Recursion’s BioHive-2, Powered by NVIDIA GPUs, Joins World’s Top 35 Supercomputers
NVIDIA has expanded its partnership with clinical-stage biotech startup Recursion, utilising its AI supercomputer, BioHive-2, to expedite pharmaceutical research and development.
BioHive-2 integrates 504 NVIDIA H100 Tensor Core GPUs within an NVIDIA Quantum-2 InfiniBand network, achieving a staggering two exaflops of AI performance. This system is nearly five times faster than the initial BioHive-1, facilitating more efficient processing of complex biological data. The resulting NVIDIA DGX SuperPOD is nearly five times faster than Recursion’s first-generation system, BioHive-1.
Positioned at Recursion’s headquarters in Salt Lake City, BioHive-2 now ranks 35th on the Top 500 list of the world’s fastest supercomputers, marking a significant leap from its predecessor.
“Just as with large language models, we see AI models in the biology domain improve performance substantially as we scale our training with more data and compute horsepower, which ultimately leads to greater impacts on patients’ lives,” said Recursion’s CTO, Ben Mabey.
The power of BioHive-2 allows Recursion’s scientists to conduct AI-driven experiments, greatly reducing the dependency on traditional wet-lab research. By incorporating AI into workflows, the team can achieve approximately 80% of the outcomes with only 40% of the hands-on lab work.
Under the Hood
Founded in 2013 by Christopher Gibson, Recursion integrates experimental biology, bioinformatics, and artificial intelligence on a combined lab-to-cloud platform.
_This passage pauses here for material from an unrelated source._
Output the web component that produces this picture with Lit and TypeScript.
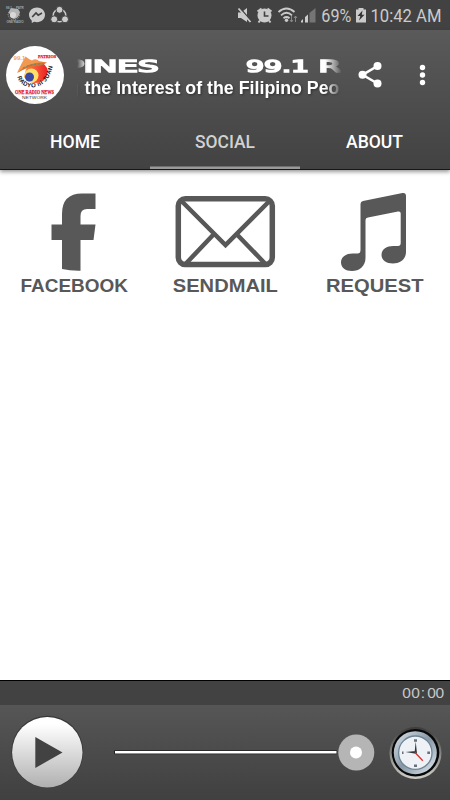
import { LitElement, html, css, svg } from "lit";
import { customElement, state } from "lit/decorators.js";
import { classMap } from "lit/directives/class-map.js";

const fitted = (cls: string, text: string, x: number, y: number, width: number) =>
  svg`<text class=${cls} x=${x} y=${y} textLength=${width} lengthAdjust="spacingAndGlyphs">${text}</text>`;

@customElement("status-bar")
class StatusBar extends LitElement {
  static styles = css`
    :host { display: block; height: 30px; background: #424242; }
    svg { display: block; }
    .label { font: 400 18.5px Roboto, sans-serif; fill: #cbcbcb; }
    .tiny { font: 700 3px "Liberation Sans", sans-serif; fill: #aaa; }
  `;
  render() {
    return html`<svg width="450" height="30" viewBox="0 0 450 30" fill="#cbcbcb">
      <g fill="#b4b4b4">
        <path d="M8 13 L11 8 L18 9 L20 12 Q19 18 14 19 Q9 18 10 14Z" />
        <circle cx="13" cy="15" r="3" fill="#d8d8d8" />
        <path d="M8 14 Q9 20 14 20 Q19 19 20 14" fill="none" stroke="#999" stroke-width="1" stroke-dasharray="1.2 .8" />
        <text class="tiny" x="6" y="8.5">99.1</text><text class="tiny" x="16" y="8.5">PATR</text>
        <text class="tiny" x="6.5" y="22.5">ONE RADIO</text>
      </g>
      <path d="M37 7.5 C32.5 7.5 29 10.6 29 14.8 C29 17 30 19 31.7 20.4 L31.8 23 L34.2 21.8 C35 22 36 22.2 37 22.2 C41.5 22.2 45 19 45 14.8 C45 10.6 41.5 7.5 37 7.5Z" />
      <path d="M32.2 17 L36 13 L38.2 15.2 L42 13" fill="none" stroke="#424242" stroke-width="1.7" />
      <circle cx="59.5" cy="15.5" r="6.3" fill="none" stroke="#cbcbcb" stroke-width="1.5" />
      <g stroke="#424242" stroke-width="1">
        <circle cx="59.5" cy="9.8" r="3.5" /><circle cx="54.2" cy="19.3" r="3.5" /><circle cx="65" cy="19.3" r="3.5" />
      </g>
      <path d="M238 12.5 H241 L247 8 V22 L241 18 H238Z" />
      <path d="M240 8 L251.500 21.5" stroke="#424242" stroke-width="1.500" />
      <path d="M238.5 8.5 L250.5 22" stroke="#cbcbcb" stroke-width="1.8" />
      <circle cx="264.5" cy="15.5" r="7" />
      <path d="M257.5 11.5 L261.5 8.5 M267.5 8.5 L271.5 11.5 M260 20.5 L258.5 22.5 M269 20.5 L270.5 22.5" stroke="#cbcbcb" stroke-width="2" />
      <path d="M264.5 11.5 V16 H268.5" fill="none" stroke="#424242" stroke-width="1.6" />
      <g fill="none" stroke="#cbcbcb" stroke-width="1.8">
        <path d="M278.5 12 Q286.5 5 294.5 12" /><path d="M281 15.3 Q286.5 10.3 292 15.3" /><path d="M283.5 18.3 Q286.5 15.8 289.5 18.3" />
      </g>
      <circle cx="286.5" cy="20.3" r="1.7" />
      <path d="M291.500 16 V22 M290 20 L291.500 22 L293 20 M295.5 22 V16 M294 18 L295.5 16 L297 18" fill="none" stroke="#888" stroke-width="1" />
      <path d="M301 22.5 V21 L303 19 V22.5Z M305 22.5 V17 L308 14.5 V22.5Z" />
      <path d="M309.5 22.5 V13 L315.5 8 V22.5Z" fill="#757575" />
      ${fitted("label", "69%", 321.3, 22, 30)}
      <path d="M358.5 8 H363.5 V9.5 H366 V22.5 H356 V9.5 H358.5Z" />
      <path d="M362.5 10.5 L357.5 16 H360.3 L359 20.5 L364.5 14.8 H361.8Z" fill="#333" />
      ${fitted("label", "10:42 AM", 370.5, 22, 71)}
    </svg>`;
  }
}

@customElement("station-logo")
class StationLogo extends LitElement {
  static styles = css`
    :host { display: block; width: 58px; height: 58px; }
    svg { display: block; }
    .serif { font: 700 6px "Liberation Serif", serif; fill: #e3182d; stroke: #e3182d; stroke-width: .25; }
    .small { font-size: 4.5px; }
    .freq { font: 700 5.5px "Liberation Sans", sans-serif; fill: #f3a45f; }
    .net { font: 400 4px "Liberation Sans", sans-serif; fill: #333; }
    .arc { font: 700 6px "Liberation Sans", sans-serif; fill: #111; }
  `;
  render() {
    return html`<svg width="58" height="58" viewBox="6 46 58 58">
      <defs>
        <path id="ring" d="M17.5 76.5 C21 93 51 93 53 62" />
        <linearGradient id="red" x1="0" x2="1"><stop stop-color="#ff8b49" /><stop offset="1" stop-color="#ed2024" /></linearGradient>
      </defs>
      <circle cx="35" cy="75" r="29" fill="#fff" />
      <path d="M26 69 Q30 61 44 64 Q51 71 45 79 Q42 83 35 83 Q27 82 24 77Z" fill="url(#red)" />
      <path d="M17 73 Q21 64 25.5 56.5 Q30 60 32 60.5 Q36 58 39 61 L46.5 62.5 Q33 64 17 73Z" fill="#f29850" />
      <path d="M17 73 Q29 61 47 62.5 Q42 66 36 66 Q26 67 17 73Z" fill="#d8752d" />
      <path d="M23 68 Q31 63.500 43 64" fill="none" stroke="#4b8d87" stroke-width="1" stroke-dasharray="2 2" />
      <circle cx="31.5" cy="75.5" r="7" fill="#ffe168" />
      <circle cx="29.500" cy="77" r="4.5" fill="#3949a3" />
      <text class="freq" x="13.5" y="59.5" textLength="12" lengthAdjust="spacingAndGlyphs">99.1</text>
      <text class="serif small" x="38" y="57.5" textLength="18" lengthAdjust="spacingAndGlyphs">PATRIOS</text>
      <text class="arc"><textPath href="#ring" textLength="52">RADYO ni JUAN</textPath></text>
      <text class="serif" x="15" y="94" textLength="39" lengthAdjust="spacingAndGlyphs">ONE RADIO NEWS</text>
      <text class="net" x="22" y="98.8" textLength="25" lengthAdjust="spacingAndGlyphs">NETWORK</text>
    </svg>`;
  }
}

@customElement("app-header")
class AppHeader extends LitElement {
  @state() private active = "SOCIAL";
  static styles = css`
    :host { display: flex; flex-direction: column; box-sizing: border-box; height: 140px; background: linear-gradient(#5a5a5a, #424242); border-bottom: 1px solid #171717; box-shadow: 0 2px 4px #0006; position: relative; }
    .top { display: flex; align-items: flex-start; height: 83px; }
    station-logo { margin: 16px 13px 0 6px; flex: none; }
    svg { display: block; flex: none; }
    .ticker { margin-top: 20px; -webkit-mask-image: linear-gradient(90deg, transparent, #000 10px, #000 248px, transparent 265px); mask-image: linear-gradient(90deg, transparent, #000 10px, #000 248px, transparent 265px); }
    .wide { font: 400 16.5px "DejaVu Sans", sans-serif; fill: #fff; stroke: #fff; stroke-width: 1.6; }
    .line { font: 700 17.5px "Liberation Sans", sans-serif; fill: #fff; filter: drop-shadow(1px 1px 1px #0006); }
    .actions { margin-top: 25px; }
    .tabs { display: grid; grid-template-columns: repeat(3, 1fr); height: 56px; flex: none; }
    .tab { border: 0; padding: 0; background: none; }
    .tab.on { box-shadow: inset 0 -2.5px #999; }
    .name { font: 500 18px Roboto, sans-serif; fill: #fff; }
    .on .name { fill: #d2d2d2; }
  `;
  render() {
    const tabs: [string, number, number][] = [["HOME", 50, 50], ["SOCIAL", 45, 60], ["ABOUT", 46, 57]];
    return html`<div class="top">
        <station-logo></station-logo>
        <svg class="ticker" width="264" height="52" viewBox="77 50 264 52">
          ${fitted("wide", "P", 66, 71.5, 18)}${fitted("wide", "INES", 83.5, 71.5, 75)}
          ${fitted("wide", "99.1", 246, 71.5, 63)}${fitted("wide", "R", 318.5, 71.5, 23)}
          ${fitted("line", "g", 69, 94, 10)}${fitted("line", "the Interest of the Filipino Peo", 84.5, 94, 255)}
        </svg>
        <svg class="actions" width="109" height="40" viewBox="341 55 109 40" fill="#fff">
          <path d="M377.5 66 L362.5 74.8 L377.5 83.5" fill="none" stroke="#fff" stroke-width="2.5" />
          <circle cx="377.5" cy="66" r="4" /><circle cx="362.5" cy="74.8" r="4" /><circle cx="377.5" cy="83.5" r="4" />
          <circle cx="422.5" cy="67.5" r="2.7" /><circle cx="422.5" cy="75" r="2.7" /><circle cx="422.5" cy="82.5" r="2.7" />
        </svg>
      </div>
      <div class="tabs">${tabs.map(([name, x, w]) => html`<button class=${classMap({ tab: true, on: name === this.active })} @click=${() => (this.active = name)}>
        <svg width="150" height="56" viewBox="0 0 150 56">${fitted("name", name, x, 34.5, w)}</svg></button>`)}</div>`;
  }
}

@customElement("social-grid")
class SocialGrid extends LitElement {
  static styles = css`
    :host { display: grid; grid-template-columns: repeat(3, 150px); align-content: start; flex: 1; padding-top: 10px; background: #fff; }
    svg { display: block; }
    .caption { font: 700 19px "Liberation Sans", sans-serif; fill: #585858; stroke: none; }
  `;
  render() {
    return html`
      <svg width="150" height="125" viewBox="0 0 150 125" fill="#585858">
        <path d="M95.5 13.5 V29 H87 Q80.5 29 80.5 36 V44.5 H95.5 L93.5 60 H80.5 V90.8 Q70 91 62 89 V60 H51.5 V44.5 H62 V34 Q62 13.5 82 13.5Z" />
        ${fitted("caption", "FACEBOOK", 20.5, 112, 107.5)}
      </svg>
      <svg width="150" height="125" viewBox="0 0 150 125" fill="none" stroke="#585858">
        <rect x="28.3" y="18.8" width="94" height="65.8" rx="7" stroke-width="5.5" />
        <path d="M31 20.5 L75.5 65 L120 20.5 M35.500 84 L64 54 M115.500 84 L86.5 54" stroke-width="4.5" />
        ${fitted("caption", "SENDMAIL", 22.8, 112, 105)}
      </svg>
      <svg width="150" height="125" viewBox="0 0 150 125" fill="#585858">
        <path d="M60.5 24 Q60.5 21.5 63 21 L102.5 13 Q106 12.5 106 16 V72 C106 80 99 83.5 93 83.5 C86.5 83.5 81.5 80 81.5 75 C81.5 69 87 66 93 66 H98 Q100.7 66 100.7 63 V33.5 Q100.7 31 98 31.5 L68 37.6 Q65.5 38 65.5 40 V78 C65.5 86.5 59 91 52 91 C45.5 91 41 87.5 41 82.5 C41 76.5 46.5 73.5 52.5 73.5 H57.5 Q60.5 73.5 60.5 70Z" />
        ${fitted("caption", "REQUEST", 26, 111.5, 97.5)}
      </svg>`;
  }
}

@customElement("player-bar")
class PlayerBar extends LitElement {
  static styles = css`
    :host { display: block; height: 120px; box-sizing: border-box; border-top: 1px solid #000; background: #424242; }
    svg { display: block; }
    .elapsed { height: 24px; }
    .controls { height: 95px; background: linear-gradient(#565656, #404040); }
    .time { font: 400 15.5px "Liberation Sans", sans-serif; fill: #c8c8c8; }
  `;
  render() {
    return html`
      <div class="elapsed"><svg width="450" height="24" viewBox="0 681 450 24">
        <text class="time" x="402.2 411.2 420.8 427.2 435.6" y="698">00:00</text>
      </svg></div>
      <div class="controls"><svg width="450" height="95" viewBox="0 705 450 95">
        <defs>
          <linearGradient id="knob" x2="0" y2="1"><stop offset=".1" stop-color="#fff" /><stop offset="1" stop-color="#b0b0b0" /></linearGradient>
          <linearGradient id="rim" x2="0" y2="1"><stop stop-color="#3a3a3a" /><stop offset="1" stop-color="#cfcfca" /></linearGradient>
          <linearGradient id="steel" x2="1" y2="1"><stop stop-color="#dce6ee" /><stop offset=".5" stop-color="#8797a5" /><stop offset="1" stop-color="#e4edf4" /></linearGradient>
        </defs>
        <circle cx="47.3" cy="751.7" r="36" fill="#383838" />
        <circle cx="47.3" cy="752.2" r="35.2" fill="url(#knob)" />
        <path d="M35.3 737 L62.5 752.5 L35.3 768Z" fill="#424242" />
        <rect x="114" y="750.3" width="223" height="4" rx="1" fill="#222" />
        <rect x="115" y="751" width="221.5" height="2.5" fill="#fff" />
        <circle cx="356.3" cy="752.5" r="18" fill="#b5b5b5" />
        <circle cx="356" cy="752.5" r="6" fill="#fff" />
        <circle cx="415.5" cy="753" r="26" fill="url(#rim)" />
        <circle cx="415.5" cy="752.7" r="23.8" fill="#080808" />
        <circle cx="415.3" cy="752.7" r="21.5" fill="url(#steel)" />
        <circle cx="415.3" cy="752.7" r="16.7" fill="#eef1f5" stroke="#708494" stroke-width="1.3" />
        <path d="M414 740.5 H417 M402 752.7 H403.5 M427.3 752.7 H430 M414 765.7 H417" stroke="#65727e" stroke-width="2.5" />
        <path d="M405.5 752 L416 751 L416 753.7Z M414.5 753.5 L415.7 741.5 L417 753.5Z" fill="#30373c" />
        <path d="M415 752.5 L422.8 760.7" stroke="#d9322b" stroke-width="1.3" />
      </svg></div>`;
  }
}

@customElement("app-root")
class AppRoot extends LitElement {
  static styles = css`
    :host { display: flex; flex-direction: column; width: 450px; height: 800px; overflow: hidden; background: #fff; }
    status-bar, app-header, player-bar { flex: none; }
    app-header { z-index: 1; }
  `;
  render() {
    return html`<status-bar></status-bar><app-header></app-header><social-grid></social-grid><player-bar></player-bar>`;
  }
}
This approach enables the identification of disease treatments that can be modelled using cellular data.
Its collaboration with global biopharma leaders, including Bayer AG, Roche, and Genentech, is supported by a vast database exceeding 50 petabytes of biological, chemical, and patient data. This repository not only enhances the training of its AI models but also speeds up the discovery and optimisation of new drugs.
One of its notable achievements includes the Phenom family of foundation models, which transforms microscopic cellular images into data models, streamlining the understanding of underlying biological processes.
Phenom models, for example, assist in discovering and improving treatments for diseases and cancers, with previous models accurately predicting COVID-19 drug candidates.
The partnership initiated in July between NVIDIA and Recursion quickly demonstrated its value.
In less than a month, using BioHive-1 and NVIDIA DGX Cloud, they analysed a vast chemical library to predict protein targets for billions of chemical compounds. Its innovations include LOWE, an AI workflow engine with a natural-language interface designed to make scientific tools more accessible, and a billion-parameter AI model built to predict molecular properties crucial in healthcare.
The shared vision between NVIDIA and Recursion emphasises AI’s transformative potential in simulating and understanding complex biological structures.